My journey to the faith I have today began in college. I attended the school where I had encountered a different Baptist from me. It was here that I began a long and hard road to become who I am today.

My first class was Survey Into Biblical Literature. I discovered very quickly that I had no problem with the class as I knew most of it from Sunday School. But there were some “issues.” The professor had us purchase a modern English translation for class. I was a King James man. I had no problem with other versions, but I did not want to use them. There were also the new ideas and theories that were taught that I had never heard before. One was the JEPD theory. I had never heard that the Bible might be edited before. To me this was pure heresy. The Bible was inspired and God was the one who gave the inspiration, therefore there were no errors as well as no editing. But then something happened. I began to read, really read, the Bible and discovered that things were not so cut and dried as I had thought. There were parts that could only be explained by editing. I discovered I had never really read the Bible, just did a hit and miss reading, picking up stories here and there and learning what I thought was important. This one class would have an effect upon me that I really would not understand until later in my journey.

Along this journey, I met Dr. Bill Fowler who was the Chaplain of the college as well as my professor for Biblical Lit. He was funny, intelligent, caring and above all a servant of God. He showed me that I could be a good Christian and not follow all the rules I had imposed upon myself or that I believed my church had imposed. Slowly, under his and others influence, the shackles of fear began to loosen. In fact, it was Dr. Fowler who began a campaign to get me into the ministry. Needless to say, things were changing for me.

I began to realize that there were good Christians in all denominations. I slowly realized that most of my ideas of what God expected of me were not His ideas but rather mine that I had made or picked up through my years growing up in my church. And this was just my freshman year. By the end of that year I had been asked to become the Student Assistant Chaplain to Dr. Fowler, had become a very active member of Baptist Campus Ministries, and had become a Christian Studies minor. My next three years would be huge in my development of who I am now.

During my next three years of college, I grew as a Christian. I discovered that God wanted me to care for the poor and for the downtrodden, not tell them to get a job. I also discovered that my one time a year of “doing good” was not what was wanted. God wanted me to do that all the time and not just because I would look good doing so. This was still a downfall for me. I was still self righteous and considered myself above others. I would still try to make others come to my point of view and force them to see that I was correct and they were wrong, when in reality, what mattered was that we were servants of God and the little differences that we had were, in the long run, nothing.

College was also the place where I began an intellectual breaking of shackles in my faith. For most of my life I took what had been taught at church as gospel and that what was taught was what all Christians believed or should believe. In college, along with the JEPD theory, I learned that church history was not nice and tidy, that theology was anything but uniform and that what I had imagined as coming straight from God through the ages, especially in music, was actually a building upon foundations that had been laid centuries before. This was the time when I learned the Apostle’s Creed, when I discovered that Protestants celebrate Lent and Advent, and when it was gently pointed out that Christian Music, aside from Southern Gospel, does not have to come from a hymnal. I also discovered that holiness does not depend upon the list I have made of what is holy.
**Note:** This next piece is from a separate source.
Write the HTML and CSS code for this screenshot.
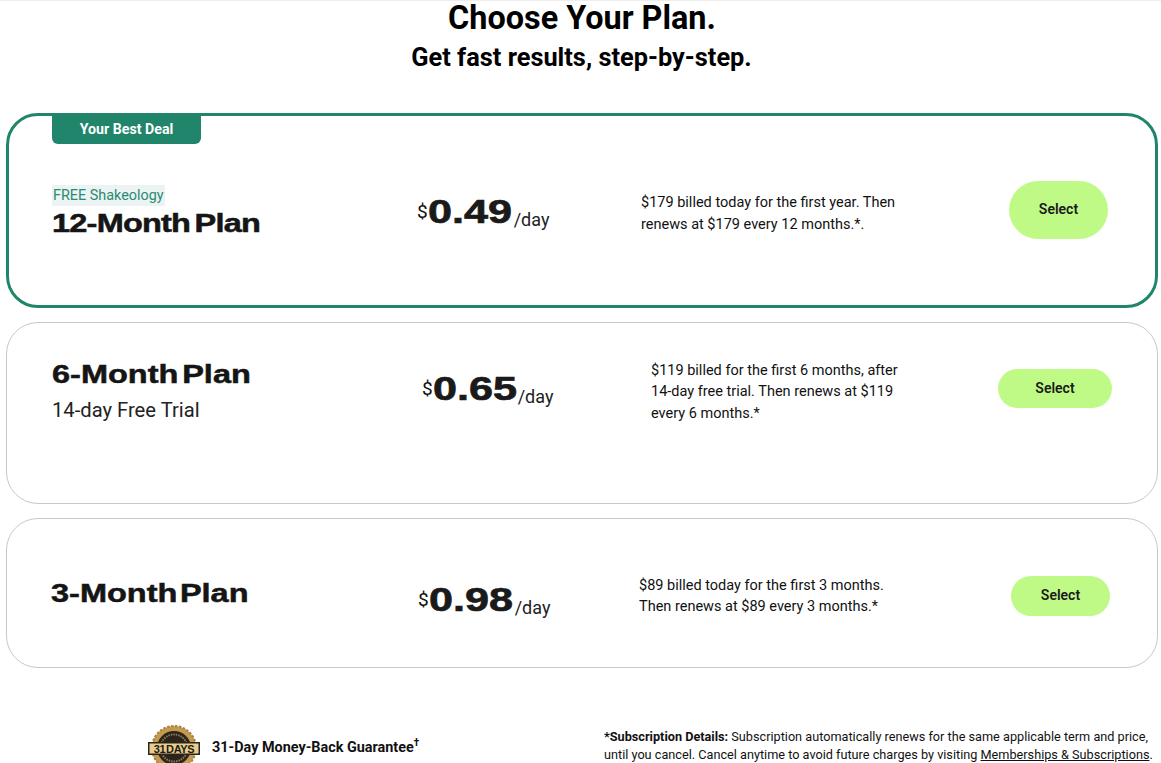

My journey took a huge leap forward when I went to seminary right after college. I was suddenly thrown into an environment that challenged my beliefs more than I had ever experienced. I discovered that what my church taught regarding eschatology (a new word for me) was known as dispensationalism (another new word for me). I learned this in one of my classes where a professor took it step by step and carefully examined the teachings. I was then convinced that I was no longer a dispensationalist as what the professor said regarding the shortcomings of the beliefs made absolutely perfect sense and was more in line with historic Christianity. I would sit in impromptu discussions in the hallway kitchen or another schoolmate’s room and wrestle with the lessons I was learning and with how I had been taught. Most importantly, I began to read the Bible more thoroughly and examine closely where I was and where I had been. It struck me that I had not heard many sermons from the Minor Prophets because they did not teach about Jesus or point to his coming except in a few passages. Rather they taught compassion, justice and doing what God required. This was something that was not really taught at my church. I was discovering that God wanted me and not what I could do for him. I was discovering, in short, that path of being a disciple.
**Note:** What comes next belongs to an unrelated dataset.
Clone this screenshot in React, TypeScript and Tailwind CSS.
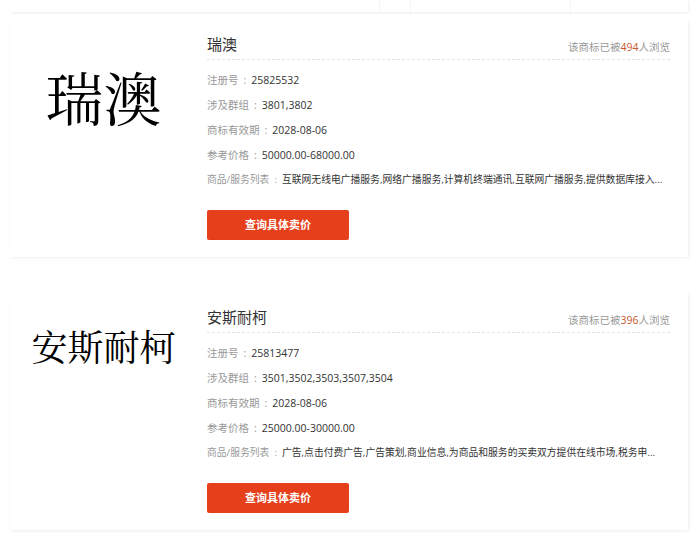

By the time I attended seminary, which I entered in 1995, I had left the church in which I had been raised. Not because of the people nor because they did not teach salvation by grace. I left because they taught that it was their version of grace. That one could only be holy if he followed a certain set of rules. That if one believed evolution was true, that if one believed that the Bible might not be quite as straightforward as was taught, that if a person had doubts, that if a person did not feel an invitation was quite honest in leading to faith in Christ, then that person was suspect in his salvation. I left because I had found a faith that had me cling to God and His grace and holiness only. Did I still struggle? Of course, I did. To this day I struggle with what God wants and what He requires of me. But I know I am His and I am that by His grace.
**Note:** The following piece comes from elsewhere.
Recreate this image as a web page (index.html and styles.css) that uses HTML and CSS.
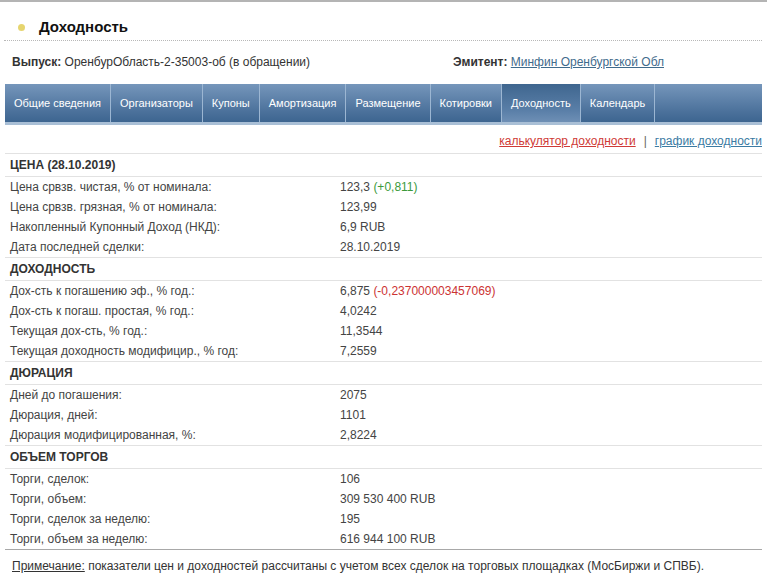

I am now a member of the United Methodist Church. I still have days and moments where I feel intense guilt because I believe that God is not approving of what I am doing. It is then that I realize I sometimes still have a list of how to be holy that I follow. When this occurs, I remember that it is God’s grace I must lean upon and His mercy. My journey from fear to faith has been a rocky one as most are. But I never lost sight of who was the ultimate guide. My faith today is stronger because of what I went through with my struggle with fear. My wish/mission today is to bring others to a greater understanding of grace that they may not have to move from fear to faith as I have done.